Monday, January 10, 2011

A Famous Grouse: January 1

Unedited Weekend Argus column

THIS being that time of year, we were thinking of resolutions at the Mahogany Ridge.

After a few large ones, and in addition to the usual stuff about losing weight, giving up cigarettes and being nice to the less fortunate, there was a consensus of sorts that we needed to deepen our commitment to militant secular humanism by driving from the village, with stones and other projectiles, all manner of religious fundamentalists and extremists.

Said consensus, I should add, was reached mere moments after news reached us here at the Ridge of the letter by the wives of a group of prominent right-wing Israeli rabbis calling on Jewish girls not to have anything to do with Arabs; not to date or work with them, even in an in an official capacity, such as national service.

You may recall the outrageous gist of it, but if not, here it is again, as it appeared in mainstream Israeli newspapers in this week of goodwill to all mankind:

“There are quite a few Arab workers who give themselves Hebrew names. Yussef turns into Yossi, Samir turns into Sami, and Abed turns into Ami.

“They ask to be close to you, try to find favour with you, and give you all the attention in world. They know how to act with courtesy, as if they really care for you, but their behaviour is only temporary. The moment you are in their hands, in their village, under their control, everything changes.

“Your life will never go back to the way it was, and the attention you so desired will turn into curses, beatings, and humiliations.”

The letter is the latest in a series of anti-Arab initiatives by Israel’s growing lunatic mainstream. And it is the mainstream. Earlier this month, a large group of municipal rabbis signed a petition urging Jews not to rent or sell homes to Arabs. The petition was roundly condemned, but a poll found that 44% of Israeli Jews supported the rabbis’ call. Forty-four per cent? That’s hardly a fringe element.

I’ve been to Israel. I’ve also been to Northern Ireland. It’s all too easy to suggest that the “situations” there defy logic. But they don’t. They’re sectarian-based. Remove religion from the equation, and . . . well, put it this way, you’d think the sooner more Israeli Jewish youngsters dated and had ape sex with their Arabic counterparts, the sooner there’d be lasting peace in the Middle East.

And why not? Despite their intentions, the rabbis’ wives make dating an Arab sound an attractive proposition. By their own admission, they’re kind and courteous. You can almost see their soft eyelashes and moist, full lips, and smell the falafels in those balmy Jaffa nights. And, on top of that, there’s the veiled promise of “curses, beatings and humiliations”, the dark and dangerous delights of doing the Bonobo with one another. Who could resist such temptations?

Growing up in the mid-1970s, we too were warned about such things at school -- although, in our case, it wasn’t Arabs, but the girls at the nearby convent.

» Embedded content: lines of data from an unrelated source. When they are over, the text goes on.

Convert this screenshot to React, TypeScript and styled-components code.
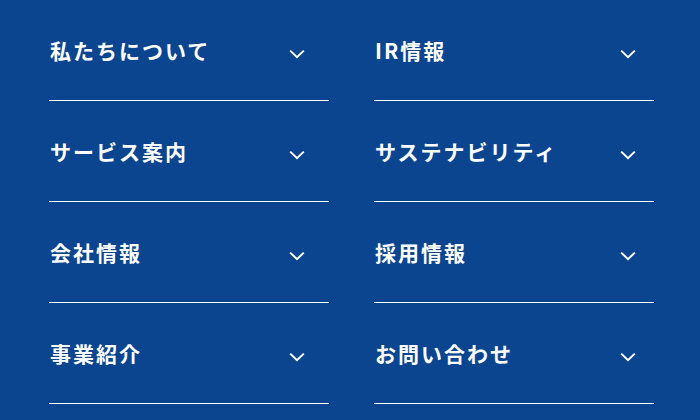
import React from "react";
import styled, { createGlobalStyle } from "styled-components";

const GlobalStyle = createGlobalStyle`
  html, body {
    margin: 0;
    padding: 0;
    background: #0c458f;
  }
  body {
    font-family: "Noto Sans CJK JP", "Noto Sans", sans-serif;
  }
`;

const Page = styled.nav`
  width: 700px;
  height: 420px;
  background: #0c458f;
  box-sizing: border-box;
  padding-left: 49px;
  display: grid;
  grid-template-columns: 280px 280px;
  column-gap: 45px;
  align-content: start;
  overflow: hidden;
`;

const Column = styled.ul`
  list-style: none;
  margin: 0;
  padding: 0;
  display: flex;
  flex-direction: column;
`;

const Item = styled.li<{ $padRight: number }>`
  box-sizing: content-box;
  height: 65px;
  border-bottom: 1px solid #ffffff;
  display: flex;
  align-items: flex-start;
  justify-content: space-between;
  padding: 35px ${(p) => p.$padRight}px 0 1px;
`;

const Label = styled.span`
  color: #ffffff;
  font-size: 21px;
  font-weight: 700;
  letter-spacing: 2px;
  line-height: 30px;
`;

const Chevron = styled.svg`
  width: 16px;
  height: 10px;
  margin-top: 14px;
  flex: none;
`;

const ChevronIcon = () => (
  <Chevron viewBox="0 0 16 10" fill="none">
    <path d="M1.2 1.6 L8 8.2 L14.8 1.6" stroke="#fff" strokeWidth="2" />
  </Chevron>
);

const columns = [
  { pad: 24, items: ["私たちについて", "サービス案内", "会社情報", "事業紹介"] },
  { pad: 18, items: ["IR情報", "サステナビリティ", "採用情報", "お問い合わせ"] },
];

export default function App() {
  return (
    <>
      <GlobalStyle />
      <Page>
        {columns.map((col, i) => (
          <Column key={i}>
            {col.items.map((t) => (
              <Item key={t} $padRight={col.pad}>
                <Label>{t}</Label>
                <ChevronIcon />
              </Item>
            ))}
          </Column>
        ))}
      </Page>
    </>
  );
}
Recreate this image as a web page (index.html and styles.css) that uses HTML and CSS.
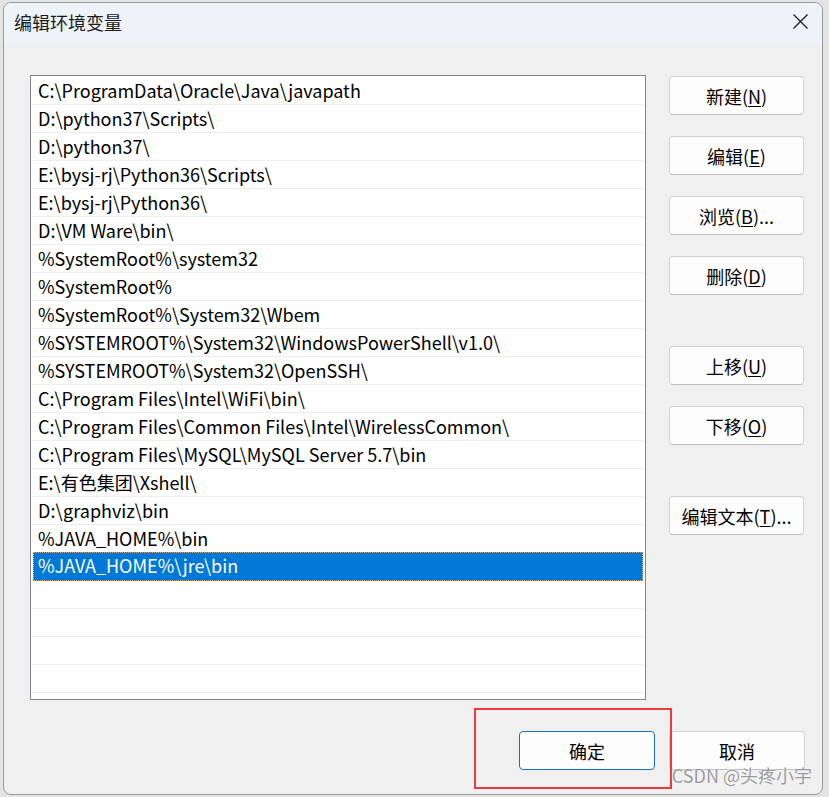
FILE: index.html
```html
<!DOCTYPE html>
<html lang="zh-CN">
<head>
    <meta charset="UTF-8">
    <meta name="viewport" content="width=device-width, initial-scale=1.0">
    <title>编辑环境变量</title>
    <link rel="stylesheet" href="styles.css">
</head>
<body>

<div class="dialog">
    <div class="titlebar">
        <span class="title">编辑环境变量</span>
        <svg class="close" width="15" height="15" viewBox="0 0 15 15">
            <path d="M0.5 0.5 L14.5 14.5 M14.5 0.5 L0.5 14.5" stroke="#1b1b1b" stroke-width="1.3" fill="none"/>
        </svg>
    </div>

    <div class="main">
        <div class="path-list">
            <div class="row">C:\ProgramData\Oracle\Java\javapath</div>
            <div class="row">D:\python37\Scripts\</div>
            <div class="row">D:\python37\</div>
            <div class="row">E:\bysj-rj\Python36\Scripts\</div>
            <div class="row">E:\bysj-rj\Python36\</div>
            <div class="row">D:\VM Ware\bin\</div>
            <div class="row">%SystemRoot%\system32</div>
            <div class="row">%SystemRoot%</div>
            <div class="row">%SystemRoot%\System32\Wbem</div>
            <div class="row">%SYSTEMROOT%\System32\WindowsPowerShell\v1.0\</div>
            <div class="row">%SYSTEMROOT%\System32\OpenSSH\</div>
            <div class="row">C:\Program Files\Intel\WiFi\bin\</div>
            <div class="row">C:\Program Files\Common Files\Intel\WirelessCommon\</div>
            <div class="row">C:\Program Files\MySQL\MySQL Server 5.7\bin</div>
            <div class="row">E:\有色集团\Xshell\</div>
            <div class="row">D:\graphviz\bin</div>
            <div class="row">%JAVA_HOME%\bin</div>
            <div class="row selected">%JAVA_HOME%\jre\bin</div>
            <div class="row"></div>
            <div class="row"></div>
            <div class="row"></div>
            <div class="row"></div>
            <div class="row"></div>
        </div>

        <div class="side-buttons">
            <button class="btn">新建(<u>N</u>)</button>
            <button class="btn">编辑(<u>E</u>)</button>
            <button class="btn">浏览(<u>B</u>)...</button>
            <button class="btn">删除(<u>D</u>)</button>
            <button class="btn group-start">上移(<u>U</u>)</button>
            <button class="btn">下移(<u>O</u>)</button>
            <button class="btn group-start">编辑文本(<u>T</u>)...</button>
        </div>
    </div>

    <div class="footer">
        <button class="btn default">确定</button>
        <button class="btn">取消</button>
    </div>

    <div class="highlight"></div>
    <div class="watermark">CSDN @头疼小宇</div>
</div>

</body>
</html>
```

FILE: styles.css
```css
body {
    margin: 0;
    width: 829px;
    height: 797px;
    overflow: hidden;
    background-color: #e4e4e4;
    font-family: "Microsoft YaHei UI", "Noto Sans CJK SC", sans-serif;
    color: #000;
}
.dialog {
    position: relative;
    margin: 2px 0 0 3px;
    width: 818px;
    height: 791px;
    border: 1px solid #9a9a9a;
    border-radius: 8px;
    background-color: #f0f0f0;
    overflow: hidden;
    display: flex;
    flex-direction: column;
}
.titlebar {
    height: 41px;
    flex-shrink: 0;
    background-color: #eef3f9;
    display: flex;
    align-items: center;
    justify-content: space-between;
    padding: 0 14px 0 10px;
}
.title {
    font-size: 18px;
    color: #1a1a1a;
    margin-top: -4px;
}
.close {
    margin-top: -4px;
}
.main {
    display: flex;
    padding: 31px 18px 0 26px;
}
.path-list {
    width: 614px;
    height: 622px;
    border: 1px solid #82868e;
    background-color: #fff;
    padding: 1px 1px 0 1px;
    box-sizing: content-box;
    overflow: hidden;
}
.row {
    height: 27px;
    line-height: 27px;
    border-bottom: 1px solid #efefef;
    padding-left: 6px;
    font-size: 18px;
    white-space: nowrap;
}
.row.selected {
    background-color: #0078d7;
    border-bottom-color: #0078d7;
    color: #fff;
    outline: 1px dotted #e6a35a;
    outline-offset: -1px;
    margin: -1px 1px 0 1px;
    height: 28px;
    padding-left: 5px;
}
.side-buttons {
    display: flex;
    flex-direction: column;
    gap: 21px;
    margin-left: 23px;
    padding-top: 1px;
}
.btn {
    width: 135px;
    height: 39px;
    padding: 0;
    background-color: #fdfdfd;
    border: 1px solid #d2d2d2;
    border-bottom-color: #bdbdbd;
    border-radius: 4px;
    font-family: "Microsoft YaHei UI", "Noto Sans CJK SC", sans-serif;
    font-size: 18px;
    color: #000;
}
.btn u {
    text-underline-offset: 2px;
}
.side-buttons .group-start {
    margin-top: 30px;
}
.footer {
    display: flex;
    justify-content: flex-end;
    gap: 14px;
    padding: 31px 17px 0 0;
}
.footer .btn {
    width: 136px;
}
.btn.default {
    border: 1px solid #1a6fc4;
}
.highlight {
    position: absolute;
    left: 470px;
    top: 705px;
    width: 194px;
    height: 77px;
    border: 2px solid #ee3a3a;
}
.watermark {
    position: absolute;
    right: 10px;
    bottom: 6px;
    font-size: 18px;
    color: #9a9a9a;
    text-shadow: 0 0 2px #fff, 0 0 1px #fff;
}
```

At the time I didn’t think about it too much, and put it down to the sort of rubbish that ignorant and superstitious teachers will say. I was at the Catholic boys school across the road, after all.

Do you know the sort of damnation that was in store for me, a 15-year-old boy, just for thinking that sort of thing about the various Bridgets, Dorothys and Kerry-Anns who fell under my curious gaze -- particularly at inter-school swimming events as they emerged, dripping wet, from the pool in their clinging, black Speedos?

I didn’t, and still don’t. This is despite the best efforts of Brothers Malachy, Cyprian, Thomas and John, among others. Their chair-legs, canes, cudgels and leather straps notwithstanding. But I do have an idea of how long one spent in hell.

“Lads,” we were told, in yet another tedious sermon on mortal sin, “imagine the tallest mountain in the whole world. Now imagine the world’s smallest hummingbird. And every thousand years, this hummingbird flies past this mountain, gently brushing it with it with the tip of its wing. Now, by the time that hummingbird has, with the gentle brushing of its wing, ground that mountain into dust, eternity would not even have begun!”

It seemed a very long time to be sent down for, and for nothing other than being held in the sway of a raging hormonal soup. Why fight it? Well, that’s what I thought then, and I still do.

Happy New Year, then. Drive extremism from your lives, and be nice to everyone.